*DATA LINES*:

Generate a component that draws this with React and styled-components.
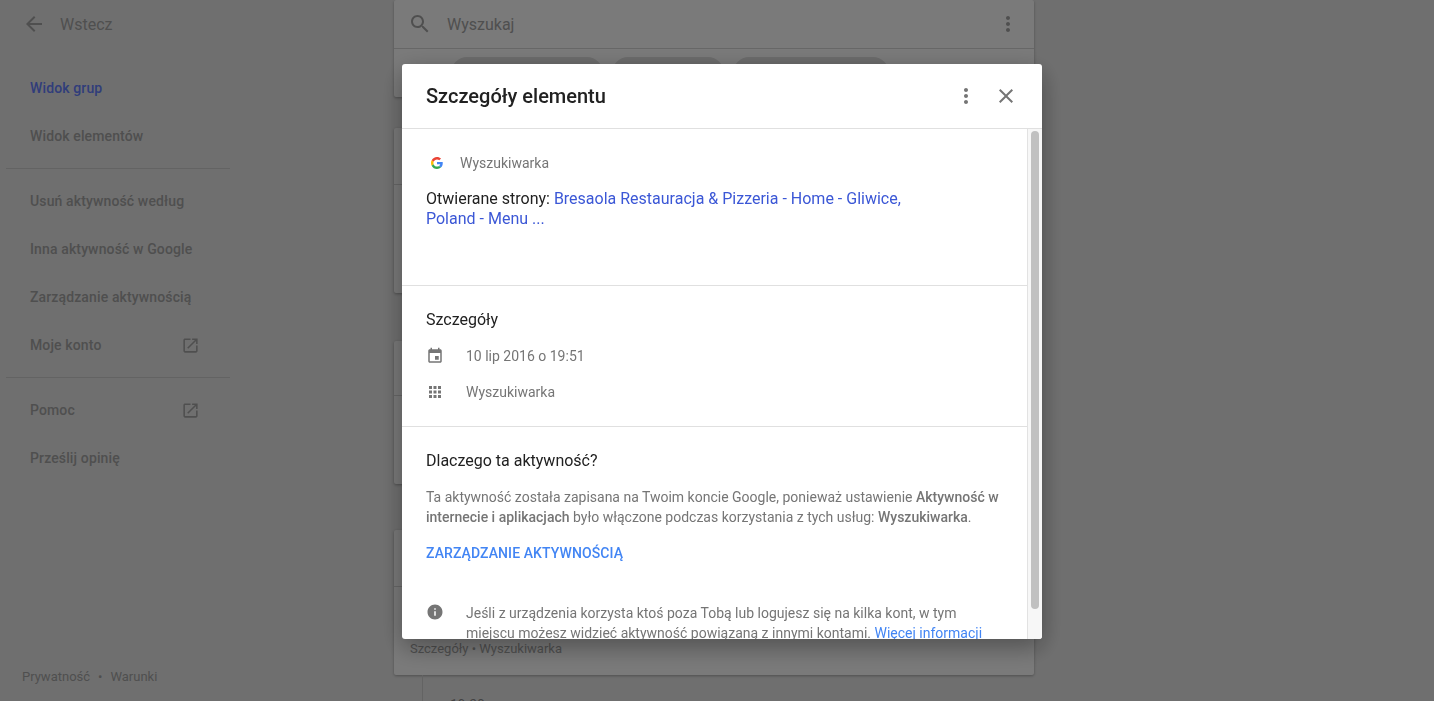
import React from "react";
import styled, { createGlobalStyle } from "styled-components";

const paths = {
	back: "M20 11H7.83l5.59-5.59L12 4l-8 8 8 8 1.41-1.41L7.83 13H20v-2z",
	search: "M15.5 14h-.79l-.28-.27C15.41 12.59 16 11.11 16 9.5 16 5.91 13.09 3 9.5 3S3 5.91 3 9.5 5.91 16 9.5 16c1.61 0 3.09-.59 4.23-1.57l.27.28v.79l5 4.99L20.49 19l-4.99-5zm-6 0C7.01 14 5 11.99 5 9.5S7.01 5 9.5 5 14 7.01 14 9.5 11.99 14 9.5 14z",
	more: "M12 8c1.1 0 2-.9 2-2s-.9-2-2-2-2 .9-2 2 .9 2 2 2zm0 2c-1.1 0-2 .9-2 2s.9 2 2 2 2-.9 2-2-.9-2-2-2zm0 6c-1.1 0-2 .9-2 2s.9 2 2 2 2-.9 2-2-.9-2-2-2z",
	close: "M19 6.41L17.59 5 12 10.59 6.41 5 5 6.41 10.59 12 5 17.59 6.41 19 12 13.41 17.59 19 19 17.59 13.41 12z",
	open: "M19 19H5V5h7V3H5c-1.11 0-2 .9-2 2v14c0 1.1.89 2 2 2h14c1.1 0 2-.9 2-2v-7h-2v7zM14 3v2h3.59l-9.83 9.83 1.41 1.41L19 6.41V10h2V3h-7z",
	event: "M17 12h-5v5h5v-5zM16 1v2H8V1H6v2H5c-1.11 0-1.99.9-1.99 2L3 19c0 1.1.89 2 2 2h14c1.1 0 2-.9 2-2V5c0-1.1-.9-2-2-2h-1V1h-2zm3 18H5V8h14v11z",
	apps: "M4 8h4V4H4v4zm6 12h4v-4h-4v4zm-6 0h4v-4H4v4zm0-6h4v-4H4v4zm6 0h4v-4h-4v4zm6-10v4h4V4h-4zm-6 4h4V4h-4v4zm6 6h4v-4h-4v4zm0 6h4v-4h-4v4z",
	info: "M12 2C6.48 2 2 6.48 2 12s4.48 10 10 10 10-4.48 10-10S17.52 2 12 2zm1 15h-2v-6h2v6zm0-8h-2V7h2v2z",
};

const Icon = ({ name, size = 24, color = "#757575" }) => (
	<IconSvg viewBox="0 0 24 24" $size={size}>
		<path d={paths[name]} fill={color} />
	</IconSvg>
);

const GoogleLogo = () => (
	<IconSvg viewBox="0 0 48 48" $size={12}>
		<path fill="#EA4335" d="M24 9.5c3.54 0 6.71 1.22 9.21 3.6l6.85-6.85C35.9 2.38 30.47 0 24 0 14.62 0 6.51 5.38 2.56 13.22l7.98 6.19C12.43 13.72 17.74 9.5 24 9.5z" />
		<path fill="#4285F4" d="M46.98 24.55c0-1.57-.15-3.09-.38-4.55H24v9.02h12.94c-.58 2.96-2.26 5.48-4.78 7.18l7.73 6c4.51-4.18 7.09-10.36 7.09-17.65z" />
		<path fill="#FBBC05" d="M10.53 28.59c-.48-1.45-.76-2.99-.76-4.59s.27-3.14.76-4.59l-7.98-6.19C.92 16.46 0 20.12 0 24c0 3.88.92 7.54 2.56 10.78l7.97-6.19z" />
		<path fill="#34A853" d="M24 48c6.48 0 11.93-2.13 15.89-5.81l-7.73-6c-2.15 1.45-4.92 2.3-8.16 2.3-6.26 0-11.57-4.22-13.47-9.91l-7.98 6.19C6.51 42.62 14.62 48 24 48z" />
	</IconSvg>
);

const App = () => {
	return (
		<>
			<GlobalStyle />
			<Page>
				<Sidebar>
					<BackRow>
						<Icon name="back" color="#a6a6a6" />
						<BackLabel>Wstecz</BackLabel>
					</BackRow>
					<NavGroup>
						<NavItem $active>Widok grup</NavItem>
						<NavItem>Widok elementów</NavItem>
					</NavGroup>
					<NavDivider />
					<NavGroup>
						<NavItem>Usuń aktywność według</NavItem>
						<NavItem>Inna aktywność w Google</NavItem>
						<NavItem>Zarządzanie aktywnością</NavItem>
						<NavItem>
							Moje konto
							<Icon name="open" size={19} color="#a6a6a6" />
						</NavItem>
					</NavGroup>
					<NavDivider />
					<NavGroup>
						<NavItem>
							Pomoc
							<Icon name="open" size={19} color="#a6a6a6" />
						</NavItem>
						<NavItem>Prześlij opinię</NavItem>
					</NavGroup>
					<SideFooter>
						Prywatność<FooterDot>•</FooterDot>Warunki
					</SideFooter>
				</Sidebar>
				<Main>
					<Card>
						<SearchRow>
							<Icon name="search" color="#a6a6a6" />
							<SearchLabel>Wyszukaj</SearchLabel>
							<Icon name="more" color="#a6a6a6" />
						</SearchRow>
						<ChipRow>
							<Chip $w={152} />
							<Chip $w={112} />
							<Chip $w={156} />
						</ChipRow>
					</Card>
					<Card $top={31}>
						<CardRow $h={56} />
						<CardRow $h={109} />
					</Card>
					<Card $top={48}>
						<CardRow $h={54} />
						<CardRow $h={89} />
					</Card>
					<Card $top={46}>
						<CardRow $h={56} />
						<CardRow $h={89}>
							<CardNote>Szczegóły • Wyszukiwarka</CardNote>
						</CardRow>
					</Card>
					<Timeline>
						<TimeLabel>19:30</TimeLabel>
					</Timeline>
				</Main>
			</Page>
			<Scrim />
			<Modal>
				<ModalHeader>
					<ModalTitle>Szczegóły elementu</ModalTitle>
					<Icon name="more" />
					<CloseBox>
						<Icon name="close" />
					</CloseBox>
				</ModalHeader>
				<ModalMain>
					<ModalBody>
						<Section $pad="24px 24px 56px">
							<SourceRow>
								<LogoBox>
									<GoogleLogo />
								</LogoBox>
								<Muted>Wyszukiwarka</Muted>
							</SourceRow>
							<Headline>
								Otwierane strony:{" "}
								<HeadlineLink>
									Bresaola Restauracja &amp; Pizzeria - Home - Gliwice, Poland - Menu ...
								</HeadlineLink>
							</Headline>
						</Section>
						<Section $pad="22px 24px 16px">
							<SectionTitle>Szczegóły</SectionTitle>
							<DetailList>
								<DetailRow>
									<DetailIcon>
										<Icon name="event" size={18} />
									</DetailIcon>
									<Muted>10 lip 2016 o 19:51</Muted>
								</DetailRow>
								<DetailRow>
									<DetailIcon>
										<Icon name="apps" size={18} />
									</DetailIcon>
									<Muted>Wyszukiwarka</Muted>
								</DetailRow>
							</DetailList>
						</Section>
						<Section $pad="22px 24px 30px" $last>
							<SectionTitle>Dlaczego ta aktywność?</SectionTitle>
							<Paragraph>
								Ta aktywność została zapisana na Twoim koncie Google, ponieważ ustawienie{" "}
								<b>Aktywność w internecie i aplikacjach</b> było włączone podczas korzystania z tych usług:{" "}
								<b>Wyszukiwarka</b>.
							</Paragraph>
							<ActionLink>ZARZĄDZANIE AKTYWNOŚCIĄ</ActionLink>
							<InfoRow>
								<DetailIcon>
									<Icon name="info" size={18} />
								</DetailIcon>
								<InfoText>
									Jeśli z urządzenia korzysta ktoś poza Tobą lub logujesz się na kilka kont, w tym miejscu możesz
									widzieć aktywność powiązaną z innymi kontami. <InlineLink>Więcej informacji</InlineLink>
								</InfoText>
							</InfoRow>
						</Section>
					</ModalBody>
					<ScrollTrack>
						<ScrollThumb />
					</ScrollTrack>
				</ModalMain>
			</Modal>
		</>
	);
};

export default App;

const GlobalStyle = createGlobalStyle`
	html, body {
		margin: 0;
		height: 100%;
		overflow: hidden;
	}
	body {
		background: #e9e9e9;
		font-family: Roboto, "Liberation Sans", sans-serif;
		color: #212121;
	}
	* {
		box-sizing: border-box;
	}
`;
const IconSvg = styled.svg`
	width: ${(p) => p.$size}px;
	height: ${(p) => p.$size}px;
	flex: none;
	display: block;
`;
const Page = styled.div`
	display: flex;
	height: 701px;
	overflow: hidden;
`;
// Left navigation
const Sidebar = styled.aside`
	width: 394px;
	flex: none;
	display: flex;
	flex-direction: column;
`;
const BackRow = styled.div`
	height: 64px;
	padding: 12px 0 28px 22px;
	display: flex;
	align-items: center;
	gap: 14px;
`;
const BackLabel = styled.span`
	font-size: 16px;
	color: #a6a6a6;
`;
const NavGroup = styled.div`
	display: flex;
	flex-direction: column;
`;
const NavItem = styled.div`
	width: 230px;
	height: 48px;
	padding: 0 30px;
	display: flex;
	align-items: center;
	justify-content: space-between;
	font-size: 14px;
	font-weight: 500;
	letter-spacing: 0.13px;
	color: ${(p) => (p.$active ? "#6580ff" : "#a6a6a6")};
`;
const NavDivider = styled.div`
	width: 224px;
	height: 1px;
	margin: 8px 0 8px 6px;
	background: #cfcfcf;
`;
const SideFooter = styled.div`
	margin-top: auto;
	padding: 0 0 15px 22px;
	line-height: 18px;
	font-size: 13px;
	color: #a6a6a6;
`;
const FooterDot = styled.span`
	margin: 0 8px;
`;
// Activity list behind the dialog
const Main = styled.main`
	width: 640px;
	flex: none;
	display: flex;
	flex-direction: column;
`;
const Card = styled.section`
	flex: none;
	margin-top: ${(p) => p.$top || 0}px;
	background: #fff;
	border-radius: 2px;
	box-shadow: 0 1px 3px rgba(0, 0, 0, 0.3);
`;
const SearchRow = styled.div`
	height: 49px;
	padding: 0 14px;
	display: flex;
	align-items: center;
	gap: 15px;
	border-bottom: 1px solid #d8d8d8;
`;
const SearchLabel = styled.span`
	flex: 1;
	font-size: 16px;
	color: #a6a6a6;
`;
const ChipRow = styled.div`
	height: 48px;
	padding: 8px 0 0 57px;
	display: flex;
	gap: 9px;
`;
const Chip = styled.div`
	width: ${(p) => p.$w}px;
	height: 32px;
	border-radius: 16px;
	background: #e0e0e0;
`;
const CardRow = styled.div`
	height: ${(p) => p.$h}px;
	padding: 0 16px 17px;
	display: flex;
	align-items: flex-end;
	& + & {
		border-top: 1px solid #d8d8d8;
	}
`;
const CardNote = styled.span`
	font-size: 13px;
	line-height: 18px;
	color: #a6a6a6;
`;
const Timeline = styled.div`
	margin-left: 28px;
	flex: 1;
	padding: 20px 0 0 27px;
	border-left: 1px solid #cfcfcf;
`;
const TimeLabel = styled.span`
	font-size: 14px;
	color: #8a8a8a;
`;
// Dialog
const Scrim = styled.div`
	position: fixed;
	inset: 0;
	background: rgba(0, 0, 0, 0.52);
`;
const Modal = styled.div`
	position: fixed;
	top: 64px;
	left: 402px;
	width: 640px;
	height: 575px;
	display: flex;
	flex-direction: column;
	background: #fff;
	border-radius: 3px;
	overflow: hidden;
	box-shadow: 0 8px 24px rgba(0, 0, 0, 0.35);
`;
const ModalHeader = styled.header`
	height: 65px;
	flex: none;
	padding: 0 24px;
	display: flex;
	align-items: center;
	border-bottom: 1px solid #e0e0e0;
`;
const ModalTitle = styled.h1`
	flex: 1;
	margin: 0;
	font-size: 20px;
	font-weight: 500;
	color: #212121;
`;
const CloseBox = styled.div`
	margin-left: 16px;
`;
const ModalMain = styled.div`
	flex: 1;
	min-height: 0;
	display: flex;
`;
const ModalBody = styled.div`
	flex: 1;
	min-width: 0;
	overflow: hidden;
	border-right: 1px solid #e2e2e2;
`;
const ScrollTrack = styled.div`
	width: 14px;
	flex: none;
	padding: 2px 3px 0;
	background: #f7f7f7;
`;
const ScrollThumb = styled.div`
	height: 478px;
	border-radius: 4px;
	background: #c1c1c1;
`;
const Section = styled.div`
	padding: ${(p) => p.$pad};
	border-bottom: ${(p) => (p.$last ? "none" : "1px solid #e0e0e0")};
`;
const SourceRow = styled.div`
	display: flex;
	align-items: center;
	height: 20px;
	margin-bottom: 16px;
`;
const LogoBox = styled.div`
	width: 34px;
	padding-left: 5px;
`;
const Muted = styled.span`
	font-size: 14px;
	line-height: 20px;
	color: #757575;
`;
const Headline = styled.div`
	max-width: 500px;
	font-size: 16px;
	line-height: 20px;
	color: #212121;
`;
const HeadlineLink = styled.span`
	color: #3b57d6;
`;
const SectionTitle = styled.h2`
	margin: 0;
	font-size: 16px;
	font-weight: 400;
	line-height: 24px;
	color: #212121;
`;
const DetailList = styled.div`
	margin-top: 6px;
`;
const DetailRow = styled.div`
	height: 36px;
	display: flex;
	align-items: center;
`;
const DetailIcon = styled.div`
	width: 40px;
	flex: none;
`;
const Paragraph = styled.p`
	margin: 14px 0 16px;
	font-size: 14px;
	line-height: 20px;
	color: #757575;
	b {
		font-weight: 500;
	}
`;
const ActionLink = styled.div`
	font-size: 14px;
	font-weight: 500;
	line-height: 20px;
	letter-spacing: 0.1px;
	color: #4285f4;
`;
const InfoRow = styled.div`
	display: flex;
	margin-top: 40px;
`;
const InfoText = styled.div`
	font-size: 14px;
	line-height: 20px;
	color: #757575;
`;
const InlineLink = styled.span`
	color: #4285f4;
`;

*EXERCISE*: Go through the material and copy out every line with "React" in it.

*WRITTEN ANSWER*:
Generate a component that draws this with React and styled-components.
import React from "react";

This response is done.